Abstract

Critical embedded systems, like those used in avionics or automotive, have strong dependability requirements and most of them must face with fault tolerance. One of the methods typically used to validate fault tolerance mechanisms is fault injection. The idea is to study the behavior of the system in presence of faults in order to determine whether the system behaves properly or not. Software-implemented fault injection (SWIFI) techniques enable fault injection to be performed by software. Although interesting, major drawbacks of existing SWIFI techniques are the temporal and the spatial overheads they induced in the systems under study. The reduction of these overheads is thus crucial, in order to be confident on the results and conclusions of a SWIFI experiment.
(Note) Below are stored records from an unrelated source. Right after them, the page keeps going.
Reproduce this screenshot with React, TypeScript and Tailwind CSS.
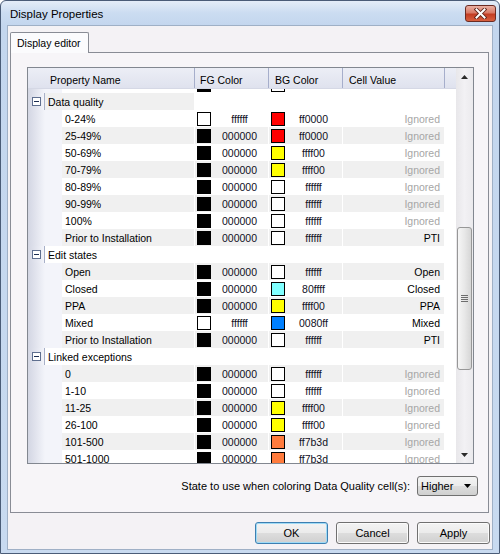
import React from "react";

interface Item {
  name: string;
  fg: string;
  bg: string;
  value: string;
}

interface Group {
  title: string;
  items: Item[];
}

const groups: Group[] = [
  {
    title: "Data quality",
    items: [
      { name: "0-24%", fg: "ffffff", bg: "ff0000", value: "Ignored" },
      { name: "25-49%", fg: "000000", bg: "ff0000", value: "Ignored" },
      { name: "50-69%", fg: "000000", bg: "ffff00", value: "Ignored" },
      { name: "70-79%", fg: "000000", bg: "ffff00", value: "Ignored" },
      { name: "80-89%", fg: "000000", bg: "ffffff", value: "Ignored" },
      { name: "90-99%", fg: "000000", bg: "ffffff", value: "Ignored" },
      { name: "100%", fg: "000000", bg: "ffffff", value: "Ignored" },
      { name: "Prior to Installation", fg: "000000", bg: "ffffff", value: "PTI" },
    ],
  },
  {
    title: "Edit states",
    items: [
      { name: "Open", fg: "000000", bg: "ffffff", value: "Open" },
      { name: "Closed", fg: "000000", bg: "80ffff", value: "Closed" },
      { name: "PPA", fg: "000000", bg: "ffff00", value: "PPA" },
      { name: "Mixed", fg: "ffffff", bg: "0080ff", value: "Mixed" },
      { name: "Prior to Installation", fg: "000000", bg: "ffffff", value: "PTI" },
    ],
  },
  {
    title: "Linked exceptions",
    items: [
      { name: "0", fg: "000000", bg: "ffffff", value: "Ignored" },
      { name: "1-10", fg: "000000", bg: "ffffff", value: "Ignored" },
      { name: "11-25", fg: "000000", bg: "ffff00", value: "Ignored" },
      { name: "26-100", fg: "000000", bg: "ffff00", value: "Ignored" },
      { name: "101-500", fg: "000000", bg: "ff7b3d", value: "Ignored" },
      { name: "501-1000", fg: "000000", bg: "ff7b3d", value: "Ignored" },
    ],
  },
];

function Swatch({ color }: { color: string }) {
  return (
    <div
      className="mt-[2px] ml-[2px] h-[14px] w-[14px] shrink-0 border border-black"
      style={{ backgroundColor: `#${color}` }}
    />
  );
}

function RowHeader({ w }: { w: string }) {
  return <div className={`${w} shrink-0 bg-linear-to-r from-[#d3d6e3] to-[#f3f4fa]`} />;
}

function ItemRow({ item, idx, hideText }: { item: Item; idx: number; hideText?: boolean }) {
  const bg = idx % 2 === 0 ? "bg-[#f0f0f0]" : "bg-white";
  const ignored = item.value === "Ignored";
  return (
    <div className="flex h-[17px] leading-[18px]">
      <RowHeader w="w-[17px]" />
      <div className="w-[17px] shrink-0 bg-[#f3f4fa]" />
      <div className={`mr-px w-[132px] shrink-0 pl-[3px] whitespace-nowrap ${bg}`}>{hideText ? "" : item.name}</div>
      <div className={`mr-px flex w-[73px] shrink-0 ${bg}`}>
        <Swatch color={item.fg} />
        <div className="flex-1 text-center text-[#10101e]">{hideText ? "" : item.fg}</div>
      </div>
      <div className={`mr-px flex w-[73px] shrink-0 ${bg}`}>
        <Swatch color={item.bg} />
        <div className="flex-1 text-center text-[#10101e]">{hideText ? "" : item.bg}</div>
      </div>
      <div className={`mr-px w-[101px] shrink-0 pr-[4px] text-right ${bg} ${ignored ? "text-[#a6a6a6]" : "text-black"}`}>
        {hideText ? "" : item.value}
      </div>
      <div className="flex-1 bg-white" />
    </div>
  );
}

function GroupRow({ title, idx }: { title: string; idx: number }) {
  const bg = idx % 2 === 0 ? "bg-[#f0f0f0]" : "bg-white";
  return (
    <div className="flex h-[17px] leading-[18px]">
      <div className="flex w-[16px] shrink-0 items-center bg-linear-to-r from-[#d3d6e3] to-[#f3f4fa] pl-[4px]">
        <div className="flex h-[9px] w-[9px] items-center justify-center border border-[#5f6f8f] bg-white">
          <div className="h-px w-[5px] bg-[#1c2d52]" />
        </div>
      </div>
      <div className="w-px shrink-0 bg-[#a8b0c8]" />
      <div className={`mr-px w-[149px] shrink-0 pl-[3px] whitespace-nowrap ${bg}`}>{title}</div>
      <div className="flex-1 bg-white" />
    </div>
  );
}

function HeaderCell({ w, label, pl }: { w: string; label?: string; pl: string }) {
  return (
    <div className={`${w} ${pl} shrink-0 border-r border-[#a6aecb] pt-[3px] leading-[18px] whitespace-nowrap`}>
      {label}
    </div>
  );
}

function ScrollBar() {
  return (
    <div className="flex w-[17px] shrink-0 flex-col bg-linear-to-r from-[#e8e7ea] via-[#f2f1f4] to-[#ebeaed]">
      <div className="flex h-[17px] items-center justify-center">
        <svg width="7" height="4" viewBox="0 0 7 4">
          <path d="M3.5 0 L7 4 L0 4 Z" fill="#2a2a2a" />
        </svg>
      </div>
      <div className="h-[142px]" />
      <div className="mx-px flex h-[143px] items-center justify-center rounded-[3px] border border-[#979797] bg-linear-to-r from-[#f6f6f6] via-[#e8e8e8] to-[#d6d6d6]">
        <div className="flex flex-col gap-px">
          <div className="h-px w-[7px] bg-[#6d6d6d]" />
          <div className="h-px w-[7px] bg-[#6d6d6d]" />
          <div className="h-px w-[7px] bg-[#6d6d6d]" />
          <div className="h-px w-[7px] bg-[#6d6d6d]" />
        </div>
      </div>
      <div className="flex-1" />
      <div className="flex h-[17px] items-center justify-center">
        <svg width="7" height="4" viewBox="0 0 7 4">
          <path d="M0 0 L7 0 L3.5 4 Z" fill="#2a2a2a" />
        </svg>
      </div>
    </div>
  );
}

function PushButton({ label, isDefault }: { label: string; isDefault?: boolean }) {
  return (
    <button
      className={`h-[22px] w-[73px] rounded-[3px] border bg-[linear-gradient(to_bottom,#f3f3f3_0%,#ebebeb_50%,#dddddd_50%,#d0d0d0_100%)] text-[11px] text-black ${
        isDefault
          ? "border-[#3c7fb1] shadow-[inset_0_0_0_1px_#9fdbf6]"
          : "border-[#707070] shadow-[inset_0_0_0_1px_#fbfbfb]"
      }`}
    >
      {label}
    </button>
  );
}

export default function App() {
  let idx = 0;
  const rows: React.ReactNode[] = [];
  groups.forEach((g) => {
    rows.push(<GroupRow key={g.title} title={g.title} idx={idx} />);
    idx++;
    g.items.forEach((item) => {
      rows.push(<ItemRow key={g.title + item.name} item={item} idx={idx} />);
      idx++;
    });
  });

  return (
    <div className="h-[554px] w-[500px] font-['Liberation_Sans',Arial,sans-serif] text-[11px] text-black">
      <div className="flex h-full flex-col rounded-t-[6px] border border-[#4a5c77] bg-[linear-gradient(to_bottom,#e4edf8_0px,#cbdcf1_12px,#c3d6ee_25px,#c8daf0_100%)] pb-[3px]">
        {/* title bar */}
        <div className="flex h-[24px] shrink-0 items-start justify-between pr-[3px] pl-[9px]">
          <span className="pt-[6px] text-[11.5px] leading-[14px] text-black">Display Properties</span>
          <div className="mt-[4px] flex h-[17px] w-[31px] items-center justify-center rounded-[3px] border border-[#6b2b22] bg-[linear-gradient(to_bottom,#eab0a3_0%,#d97a66_45%,#c33c22_55%,#d8603f_100%)]">
            <svg width="13" height="11" viewBox="0 0 13 11">
              <path d="M2.5 1.5 L10.5 9.5 M10.5 1.5 L2.5 9.5" stroke="#5e2419" strokeWidth="3.8" strokeLinecap="square" />
              <path d="M2.5 1.5 L10.5 9.5 M10.5 1.5 L2.5 9.5" stroke="#ffffff" strokeWidth="2" strokeLinecap="square" />
            </svg>
          </div>
        </div>

        {/* client area */}
        <div className="mx-[6px] flex flex-1 flex-col border border-[#9fb0c6] bg-[#f4f2f5]">
          {/* tab strip */}
          <div className="mt-[6px] ml-[2px] flex">
            <div className="relative z-10 -mb-px h-[21px] w-[79px] rounded-t-[2px] border-x border-t border-[#898c95] bg-[#fbfbfd] pl-[6px] text-[10.5px] leading-[20px]">
              Display editor
            </div>
          </div>

          {/* tab panel */}
          <div className="mr-[3px] ml-[2px] flex h-[461px] flex-col border border-[#898c95] bg-[#f7f5f8]">
            {/* grid */}
            <div className="mt-[14px] mr-[14px] ml-[16px] flex h-[397px] border border-[#828790] bg-white text-[10.5px]">
              <div className="flex w-[428px] flex-col">
                <div className="flex h-[21px] shrink-0 border-b border-[#d5d8e5] bg-linear-to-b from-[#eceef6] to-[#dfe2ee]">
                  <HeaderCell w="w-[167px]" pl="pl-[22px]" label="Property Name" />
                  <HeaderCell w="w-[74px]" pl="pl-[5px]" label="FG Color" />
                  <HeaderCell w="w-[74px]" pl="pl-[6px]" label="BG Color" />
                  <HeaderCell w="w-[102px]" pl="pl-[6px]" label="Cell Value" />
                  <div className="flex-1" />
                </div>
                <div className="h-[374px] overflow-hidden">
                  <div className="-mt-[13px]">
                    <ItemRow item={{ name: "", fg: "000000", bg: "ffffff", value: "" }} idx={-1} hideText />
                    {rows}
                  </div>
                </div>
              </div>
              <ScrollBar />
            </div>

            {/* state selector */}
            <div className="mt-[12px] mr-[10px] flex items-center justify-end gap-[7px]">
              <span className="text-[11px]">State to use when coloring Data Quality cell(s):</span>
              <div className="flex h-[20px] w-[61px] items-center justify-between rounded-[3px] border border-[#707070] bg-[linear-gradient(to_bottom,#f3f3f3_0%,#ebebeb_50%,#dddddd_50%,#d0d0d0_100%)] pr-[6px] pl-[3px]">
                <span>Higher</span>
                <svg width="7" height="4" viewBox="0 0 7 4">
                  <path d="M0 0 L7 0 L3.5 4 Z" fill="#000000" />
                </svg>
              </div>
            </div>
          </div>

          {/* buttons */}
          <div className="mt-[9px] flex justify-end gap-[8px] pr-[2px]">
            <PushButton label="OK" isDefault />
            <PushButton label="Cancel" />
            <PushButton label="Apply" />
          </div>
        </div>
      </div>
    </div>
  );
}
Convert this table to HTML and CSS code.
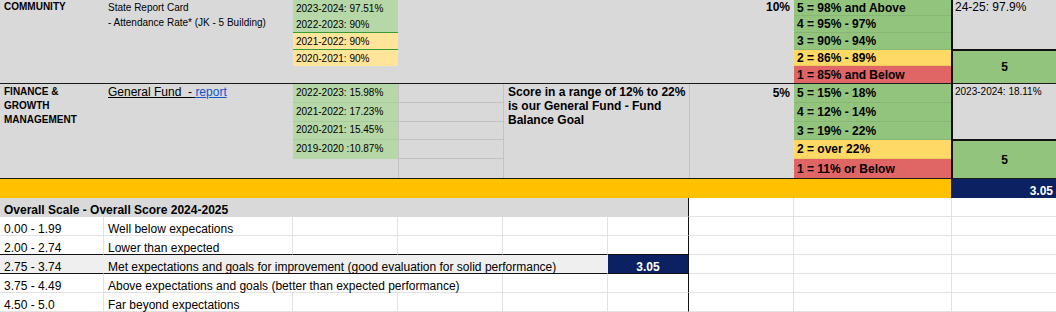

This paper focuses on this problem. It proposes a new non-intrusive SWIFI technique for injecting faults in embedded (system-on-chip) applications. The technique exploits the features of a standard debugging interface for embedded systems, called Nexus, in order to inject faults without temporal overhead. Then, Nexus features are also exploited in order to observe, without spatial intrusion, the behavior of the target system in presence of the injected faults. In other words, the embedded system under study can be controlled (for injecting faults) and observed (for tracing its behavior) without customizing its original structure or altering its normal execution. Since based on Nexus, the technique has also the benefit of being applicable to any Nexus-compliant system. In order to illustrate the potentials of the approach, we use an automotive embedded control unit application as a case study. Some preliminary results obtained from the experiments performed are also discussed.